La luz en la palabra, tal es la metáfora con la que mi amigo Alberto Zedda, musicólogo eminente, intentaba designar la modalidad de uso del verbo que es razón común de manifestaciones tan diversas como la poesía, el coro trágico, el canto gregoriano, el canto bizantino... modalidad de uso del verbo que, a través de la Camerata dei Bardi florentina y Monteverdi, vendría a desembocar en la ópera. Alberto Zedda se refiere obviamente a esa auténtica transfiguración que las palabras parecen experimentar cuando integran los rasgos propios de la música, hasta hacerse indisociables de la misma. Pero, de tener algún sentido la conjetura de que en el origen la música es nota consubstancial a la palabra (musica ex linguae, en la expresión de Agustín García Calvo), la referida luz no sería sino índice de que la palabra que se escucha es eco de la palabra prístina.

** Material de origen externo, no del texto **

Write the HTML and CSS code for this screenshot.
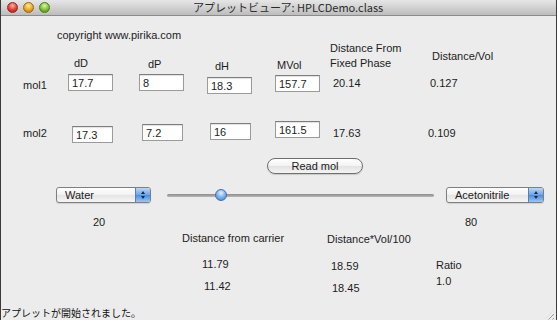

La luz en la palabra es quizás lo que falta cuando experimentamos una suerte de nivelación por lo bajo y, en consecuencia, cualquier dificultad (desde un pérdida esencial hasta la más convencional frustración) proporciona la excusa para decirse que todo es vano. Cuenta, sin duda el sentimiento de la decadencia biológica, el sentimiento de que, aun de ser cierto que el lenguaje subvierte la vida, tiene anclaje en ésta y en consecuencia el deterioro celular lo perturba, como perturba toda otra dimensión de nuestro ser. Corolario sería que al hallarnos diezmados por el tiempo y ser ya imposible que la palabra perdure en su agilidad, es ya también imposible que guarde potencialidad de hacernos sentir diferentes en el seno de los seres naturales y animados.
La literatura es, desde luego, algo tan innecesario que su simple existencia confiere una suerte de respaldo a la idea de que, en definitiva, la vida propia o ajena, y también las vicisitudes por las que ésta atraviesa, bien pudieran ser un mero peldaño: una apoyatura para la construcción de algo que, teniendo sostén en la vida, va más allá de las reglas de ésta. De esta utilización y casi explotación de las vicisitudes dan cuenta los textos de la Recherche proustiana relativos al ser humano como marcado por la imposibilidad de vincularse sin sufrir, y al hecho de asumir esta ausencia de armonía, como condición de posibilidad de la obra. Las obras, nos dice el Narrador, son como los pozos artesianos, que se elevan en proporción a la capacidad de profundización en el dolor. Si esta subversión de la inmediatez ha sido experimentada alguna vez como destino propio del ser cabalmente humano, entonces, la mera constatación de que flaquean las fuerzas para tal proyecto puede abocar a la percepción de la vida como algo carente de finalidad.